What have I been doing? too much. cooking for family, cooking for friends, teaching, studying, and ... living.

January 4, 2019

The surprising storm today tested even the limited of the multiple new sewers on our street, and we soon discovered that parts of the city are not as likely to survive the flood. At least two people were trapped in a basement elevator and drowned. Cars floating in the stream. We were not out today, recovering as we are for the second week in a row of 14-18 dinner guests, but the dinner conversation would have given me enough material for a week of discussion in these pages.

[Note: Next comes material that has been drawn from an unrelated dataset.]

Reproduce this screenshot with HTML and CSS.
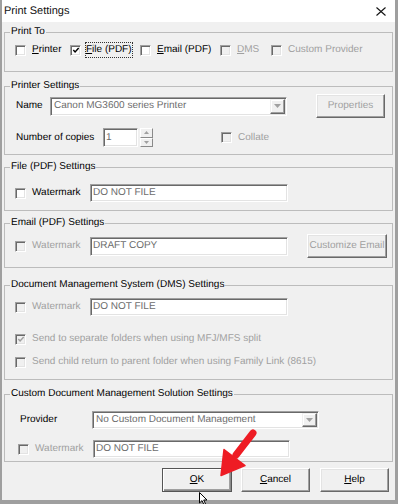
FILE: index.html
```html
<!DOCTYPE html>
<html>
<head>
<meta charset="utf-8">
<title>Print Settings</title>
<link rel="stylesheet" href="styles.css">
</head>
<body>
<div class="window">
  <div class="titlebar">
    <span class="title">Print Settings</span>
    <svg class="close" width="10" height="9" viewBox="0 0 10 9"><path d="M0.5 0.5 L9.5 8.5 M9.5 0.5 L0.5 8.5" stroke="#111" stroke-width="1.1" fill="none"/></svg>
  </div>

  <div class="content">
    <fieldset class="group g-printto">
      <legend>Print To</legend>
      <div class="row printto-row">
        <label class="check"><span class="cb"></span><span><u>P</u>rinter</span></label>
        <label class="check focus"><span class="cb"><svg class="tick" width="9" height="9" viewBox="0 0 9 9"><path d="M1.5 4 L3.5 6.2 L7.5 1.8" stroke="#000" stroke-width="1.6" fill="none"/></svg></span><span class="focus-rect"><u>F</u>ile (PDF)</span></label>
        <label class="check"><span class="cb"></span><span><u>E</u>mail (PDF)</span></label>
        <label class="check disabled"><span class="cb"></span><span><u>D</u>MS</span></label>
        <label class="check disabled"><span class="cb"></span><span>Custom Provider</span></label>
      </div>
    </fieldset>

    <fieldset class="group g-printer">
      <legend>Printer Settings</legend>
      <div class="row name-row">
        <span class="lbl name-lbl">Name</span>
        <div class="field select printer-select">
          <span class="select-text">Canon MG3600 series Printer</span>
          <span class="drop"><svg width="7" height="4" viewBox="0 0 7 4"><path d="M0 0 H7 L3.5 4 Z" fill="#a0a0a0"/></svg></span>
        </div>
        <span class="btn disabled props-btn">Properties</span>
      </div>
      <div class="row copies-row">
        <span class="lbl copies-lbl">Number of copies</span>
        <div class="field copies">1</div>
        <div class="spin">
          <span class="spin-btn"><svg width="5" height="3" viewBox="0 0 5 3"><path d="M0 3 H5 L2.5 0 Z" fill="#a0a0a0"/></svg></span>
          <span class="spin-btn"><svg width="5" height="3" viewBox="0 0 5 3"><path d="M0 0 H5 L2.5 3 Z" fill="#a0a0a0"/></svg></span>
        </div>
        <label class="check disabled collate"><span class="cb"></span><span>Collate</span></label>
      </div>
    </fieldset>

    <fieldset class="group g-file">
      <legend>File (PDF) Settings</legend>
      <div class="row wm-row">
        <label class="check wm-check"><span class="cb"></span><span>Watermark</span></label>
        <div class="field wm-field">DO NOT FILE</div>
      </div>
    </fieldset>

    <fieldset class="group g-email">
      <legend>Email (PDF) Settings</legend>
      <div class="row email-row">
        <label class="check disabled wm-check"><span class="cb"></span><span>Watermark</span></label>
        <div class="field wm-field email-field">DRAFT COPY</div>
        <span class="btn disabled customize-btn">Customize Email</span>
      </div>
    </fieldset>

    <fieldset class="group g-dms">
      <legend>Document Management System (DMS) Settings</legend>
      <div class="row wm-row dms-wm">
        <label class="check disabled wm-check"><span class="cb"></span><span>Watermark</span></label>
        <div class="field wm-field">DO NOT FILE</div>
      </div>
      <div class="row opt-row opt-first">
        <label class="check disabled"><span class="cb"><svg class="tick" width="9" height="9" viewBox="0 0 9 9"><path d="M1.5 4 L3.5 6.2 L7.5 1.8" stroke="#a0a0a0" stroke-width="1.6" fill="none"/></svg></span><span>Send to separate folders when using MFJ/MFS split</span></label>
      </div>
      <div class="row opt-row opt-second">
        <label class="check disabled"><span class="cb"></span><span>Send child return to parent folder when using Family Link (8615)</span></label>
      </div>
    </fieldset>

    <fieldset class="group g-custom">
      <legend>Custom Document Management Solution Settings</legend>
      <div class="row provider-row">
        <span class="lbl provider-lbl">Provider</span>
        <div class="field select provider-select">
          <span class="select-text">No Custom Document Management</span>
          <span class="drop"><svg width="7" height="4" viewBox="0 0 7 4"><path d="M0 0 H7 L3.5 4 Z" fill="#a0a0a0"/></svg></span>
        </div>
      </div>
      <div class="row custom-wm-row">
        <label class="check disabled wm-check"><span class="cb"></span><span>Watermark</span></label>
        <div class="field custom-wm-field">DO NOT FILE</div>
      </div>
    </fieldset>

    <div class="buttons">
      <span class="btn default ok-btn"><u>O</u>K</span>
      <span class="btn cancel-btn"><u>C</u>ancel</span>
      <span class="btn help-btn"><u>H</u>elp</span>
    </div>
  </div>

  <svg class="red-arrow" width="50" height="56" viewBox="0 0 50 56">
    <path d="M43 8 L26 30" stroke="#ee1c24" stroke-width="7" stroke-linecap="round" fill="none"/>
    <path d="M11 50.5 L14 24.6 L35 40.6 Z" fill="#ee1c24" stroke="#ee1c24" stroke-width="1.5" stroke-linejoin="round"/>
  </svg>
  <svg class="cursor" width="10" height="14" viewBox="0 0 10 14">
    <path d="M0.5 0.5 L0.5 11 L3 8.6 L4.9 12.6 L6.5 11.9 L4.7 8 L8 8 Z" fill="#fff" stroke="#000" stroke-width="1" stroke-linejoin="round"/>
  </svg>
</div>
</body>
</html>
```

FILE: styles.css
```css
* {
  box-sizing: border-box;
}

html,
body {
  margin: 0;
  padding: 0;
}

body {
  width: 398px;
  height: 504px;
  overflow: hidden;
  background: #9f9f9f;
  font-family: "Liberation Sans", Arial, sans-serif;
  font-size: 10px;
  line-height: 12px;
  color: #000;
  text-rendering: geometricPrecision;
}

.window {
  position: relative;
  margin: 0 3px 0 2px;
  height: 500px;
  background: #f0f0f0;
}

/* Title bar */
.titlebar {
  height: 22px;
  background: #fff;
  display: flex;
  align-items: center;
  justify-content: space-between;
  padding: 0 9px 0 2px;
}

.title {
  font-size: 11px;
  color: #111;
}

.close {
  display: block;
}

/* Content */
.content {
  padding: 4px 2px 8px 2px;
}

.group {
  margin: 0;
  padding: 0;
  min-width: 0;
  border: 1px solid #bcbcbc;
}

.group legend {
  margin-left: 5px;
  padding: 0 1px;
  line-height: 12px;
}

.g-printto { height: 46px; }
.g-printer { height: 75px; margin-top: 8px; }
.g-file    { height: 50px; margin-top: 6px; }
.g-email   { height: 51px; margin-top: 6px; }
.g-dms     { height: 101px; margin-top: 11px; }
.g-custom  { height: 74px; margin-top: 8px; }

.row {
  display: flex;
  align-items: center;
}

/* Checkboxes */
.check {
  display: flex;
  align-items: center;
  gap: 6px;
  white-space: nowrap;
}

.cb {
  width: 11px;
  height: 11px;
  flex: none;
  display: flex;
  align-items: center;
  justify-content: center;
  background: #fff;
  border: 1px solid;
  border-color: #a0a0a0 #fff #fff #a0a0a0;
  box-shadow: inset 1px 1px 0 #696969, inset -1px -1px 0 #e3e3e3;
}

.check.disabled {
  color: #a0a0a0;
}

.check.disabled .cb {
  background: #f0f0f0;
}

.tick {
  display: block;
  margin: 1px 0 0 1px;
}

.check.focus {
  gap: 4px;
}

.focus-rect {
  padding: 2px 1px;
  outline: 1px dotted #333;
  outline-offset: -1px;
}

/* Print To */
.printto-row {
  display: grid;
  grid-template-columns: 55px 70px 80px 51px auto;
  align-items: center;
  height: 16px;
  margin-top: 4px;
  padding-left: 10px;
}

/* Sunken fields */
.field {
  display: flex;
  align-items: center;
  background: #fff;
  border: 1px solid;
  border-color: #a0a0a0 #fff #fff #a0a0a0;
  box-shadow: inset 1px 1px 0 #696969, inset -1px -1px 0 #e3e3e3;
  color: #6d6d6d;
  padding: 0 2px;
  white-space: nowrap;
}

.select {
  justify-content: space-between;
  padding: 0 1px 0 3px;
}

.drop {
  width: 15px;
  height: 15px;
  display: flex;
  align-items: center;
  justify-content: center;
  background: #f0f0f0;
  border: 1px solid;
  border-color: #f0f0f0 #696969 #696969 #f0f0f0;
  box-shadow: inset -1px -1px 0 #a0a0a0, inset 1px 1px 0 #fff;
}

.lbl {
  white-space: nowrap;
  flex: none;
}

/* Buttons */
.btn {
  display: flex;
  align-items: center;
  justify-content: center;
  height: 24px;
  background: #f0f0f0;
  border: 1px solid;
  border-color: #fff #696969 #696969 #fff;
  box-shadow: inset -1px -1px 0 #a0a0a0, inset 1px 1px 0 #e3e3e3;
  white-space: nowrap;
}

.btn.disabled {
  color: #a0a0a0;
}

.btn.default {
  border-color: #555;
  box-shadow: inset 1px 1px 0 #fff, inset -1px -1px 0 #8a8a8a, inset -2px -2px 0 #a0a0a0;
}

/* Printer Settings */
.name-row {
  height: 24px;
  margin-top: 2px;
  padding-left: 11px;
}

.name-lbl {
  width: 34px;
}

.printer-select {
  width: 237px;
  height: 19px;
}

.props-btn {
  width: 69px;
  margin-left: 29px;
}

.copies-row {
  height: 19px;
  margin-top: 10px;
  padding-left: 11px;
}

.copies-lbl {
  width: 87px;
}

.copies {
  width: 35px;
  height: 19px;
}

.spin {
  width: 13px;
  height: 19px;
  margin-left: 2px;
  display: flex;
  flex-direction: column;
}

.spin-btn {
  flex: 1;
  display: flex;
  align-items: center;
  justify-content: center;
  background: #f0f0f0;
  border: 1px solid;
  border-color: #fff #8a8a8a #8a8a8a #fff;
}

.collate {
  margin-left: 68px;
}

/* Watermark rows */
.wm-row {
  height: 18px;
  margin-top: 11px;
  padding-left: 10px;
}

.wm-check {
  width: 75px;
}

.wm-field {
  width: 198px;
  height: 18px;
}

.email-row {
  height: 24px;
  margin-top: 5px;
  padding-left: 10px;
}

.email-field {
  height: 19px;
}

.customize-btn {
  width: 80px;
  margin-left: 19px;
}

/* DMS */
.dms-wm {
  margin-top: 7px;
}

.opt-row {
  height: 16px;
  padding-left: 10px;
}

.opt-first {
  margin-top: 15px;
}

.opt-second {
  margin-top: 7px;
}

/* Custom */
.provider-row {
  height: 18px;
  margin-top: 11px;
  padding-left: 15px;
}

.provider-lbl {
  width: 72px;
}

.provider-select {
  width: 227px;
  height: 18px;
}

.provider-select .drop {
  height: 14px;
}

.custom-wm-row {
  height: 18px;
  margin-top: 11px;
  padding-left: 13px;
}

.custom-wm-field {
  width: 197px;
  height: 18px;
}

/* Bottom buttons */
.buttons {
  display: flex;
  justify-content: flex-end;
  margin-top: 6px;
  padding-right: 4px;
}

.ok-btn { width: 70px; }
.cancel-btn { width: 69px; margin-left: 9px; }
.help-btn { width: 69px; margin-left: 10px; }

/* Overlays */
.red-arrow {
  position: absolute;
  left: 208px;
  top: 425px;
}

.cursor {
  position: absolute;
  left: 197px;
  top: 492px;
}
```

Take, for example, the argument made that the 'liberals' fail in part because they concentrate on lesser issues. Trans bathrooms for example. This point was vehemently countered by the argument that this issue is representative of the entire picture, that the government (US) is trying to take away our rights. Now I was remained silent as always - but i was thinking that 1. Tel Aviv public bathrooms are such a non-issue, because one can never figure out what the signs say, and rarely feel obligated to follow any rules. the sign 'men' is just a suggestion, and i have been there more than once. 2. the question of 'rights' is a bit problematic. I mean the declaration of independence entitles us to 'life liberty and the pursuit of happiness' with no guarantees at all that we can achieve that goal.

January 5, 2020

This year is not starting off right. With three people dead so far, all this rain is not working well for us. Such a dry autumn, the ground has become parched and solid and cannot welcome so much water, so it doesn't sink into the ground but flows onto the streets carrying the fertile topsoil, into the sewers, blocking them. it is a destructive rain.

Like the assassination of Quassem Soleimani. He was a serious enemy and to the west deserved his end, but it comes at a time where it can wreak only destruction.

what can i say - we all deserve better. we deserve to respect the sanctity of human life, and to have our own lives respected.